While Cassidy understood the revolving door of wings alongside Coyle, including Smith, Ritchie, and Jake BeBrusk, he said it was Coyle’s task to find ways to score.
“We want him to produce more,” Cassidy said. “Yes, chemistry matters, but at the end of the day, we have a lot of good players here and, whoever you’re with, the onus falls on the individual to do what he does best to create offense and score. So for him, that’s the ask and hopefully, we start getting a little bit more of it.”
Trying to play 56
As the NHL continues to sort through the COVID-19 outbreak that led to the Vancouver Canucks postponing eight games, the league announced Saturday that the season will be extended to May 16 for the North Division to allow Vancouver to play all 56 games.
The season was originally set to end May 11.
Cassidy said he hadn’t heard any discussion about possible schedule changes for the Bruins, who had a tightly-packed second-half schedule that became more crammed after the team had to shut down due to COVID protocols in March.
“The focus is to get the 56 games in, and right now we’re scheduled to play our 56,” Cassidy said. “So I don’t think they would stretch ours out, but maybe. It’d be good for us to get a little bit of a break.”
Fans honor Chara
The Bruins paid tribute to Zdeno Chara a month ago when he returned to Boston for the first time since mutually agreeing to part ways with the franchise before the season. But with no fans in the Garden, Chara didn’t get to experience the full extent of appreciation for his 14 years.
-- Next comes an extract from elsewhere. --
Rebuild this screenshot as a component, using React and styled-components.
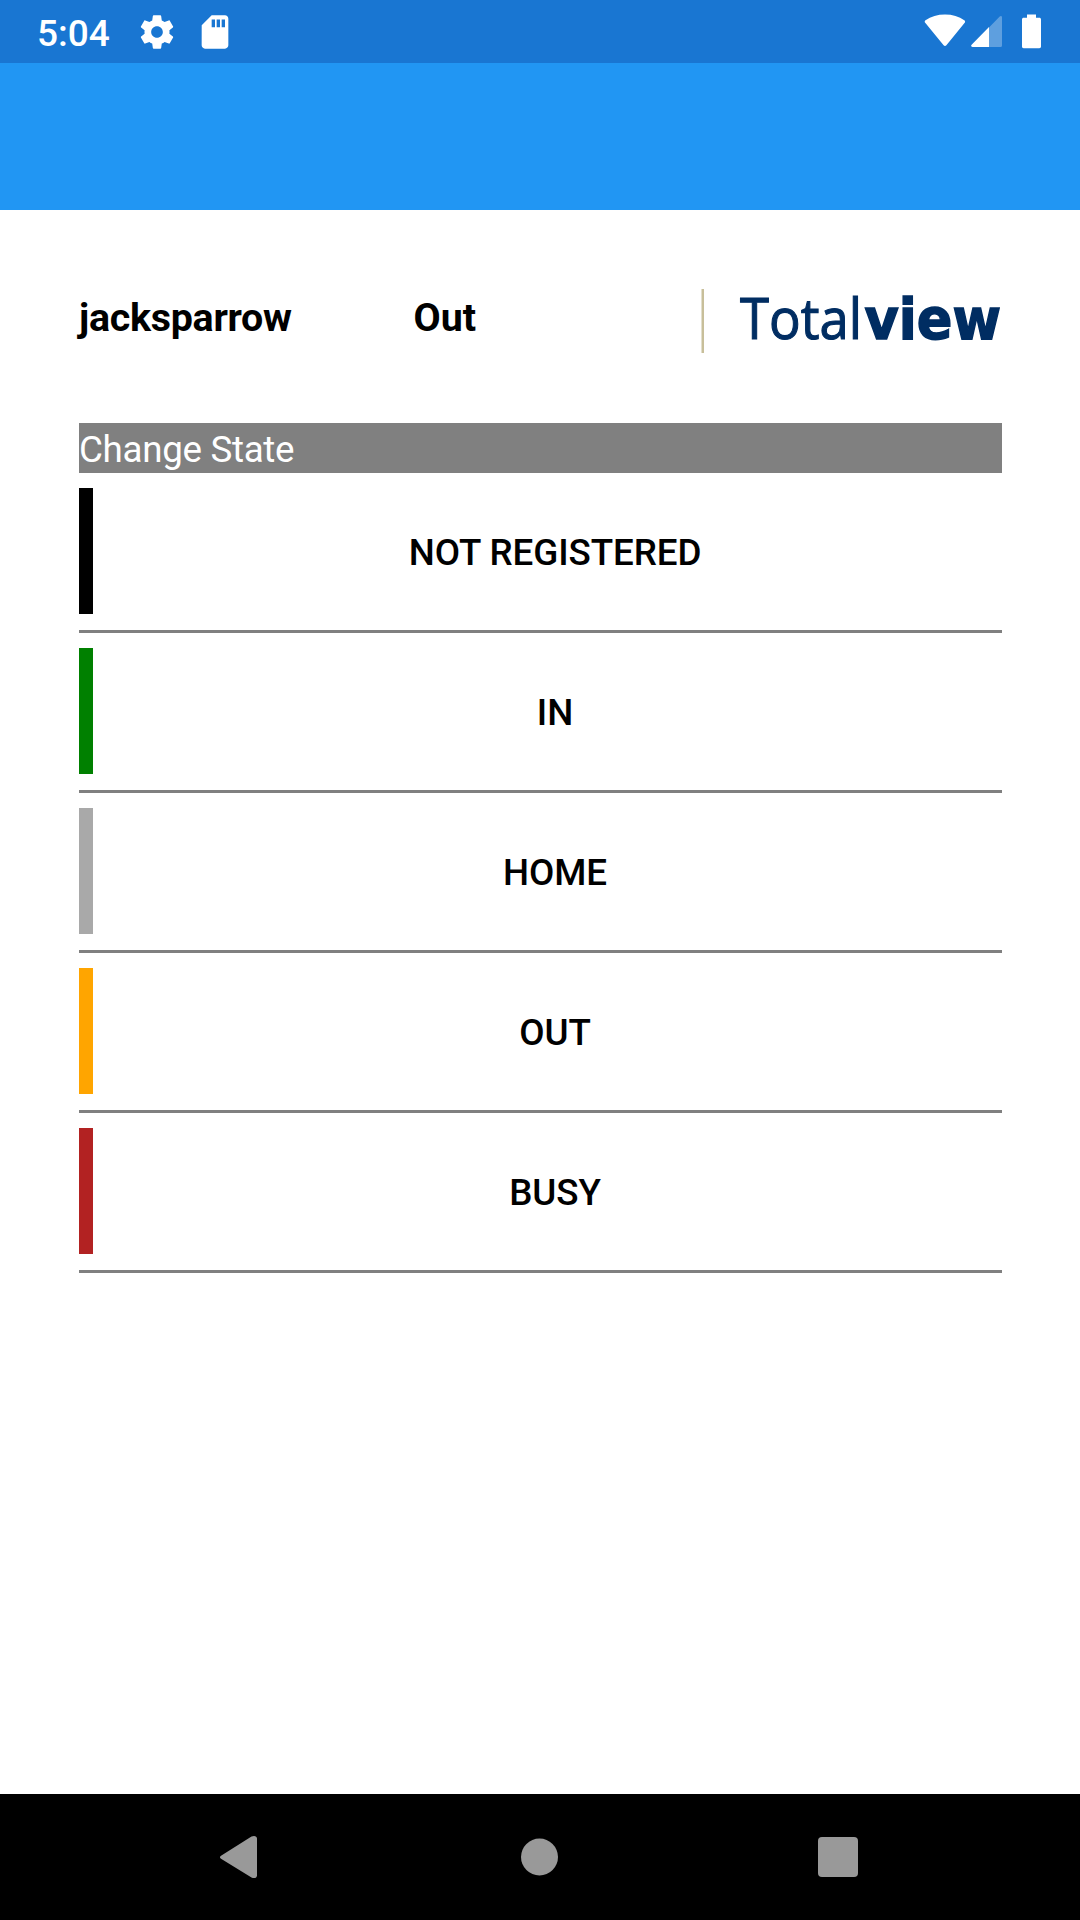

With fans back in the arena, the Bruins paid their respects again with a tribute in the first period and Chara received a warm ovation from the limited crowd
“It was great for him to have that with the fans,” Bergeron said. “I think they played that video last time around, but there was nobody in the building. It doesn’t have that same feel. I know it’s only 12 percent capacity, but he deserves that.
“He’s done so much for the organization and for the game of hockey and he’s still doing that. So I thought the fans had a great response and I was happy for him.’'
Rask still on mend
Tuukka Rask skated Sunday and will skate again Monday, but Cassidy still had no clear answer as to whether the goalie would be ready to return this week.
“He’s on his schedule to get better, which involves certainly on-ice, full practice with us Friday,’' Cassidy said. ‘‘I’ve always said once you’re in full practice and you have no setbacks that’s a good thing.’'
Makeshift back line
With Matt Grzelcyk and Kevan Miller out, Jarred Tinordi and Jack Ahcan filled out the backline for the Bruins. Ahcan made his debut March 18 against Buffalo, firing 3 shots in 17:55 on the ice.
“I thought he did play to his strengths,” Cassidy said. “He was involved in the play offensively, had some looks? Got caught a couple times as well. So I guess for him, it’s managing risk-taking. We want you to be a guy that gets up on the play, support the rush, make plays when they’re there.”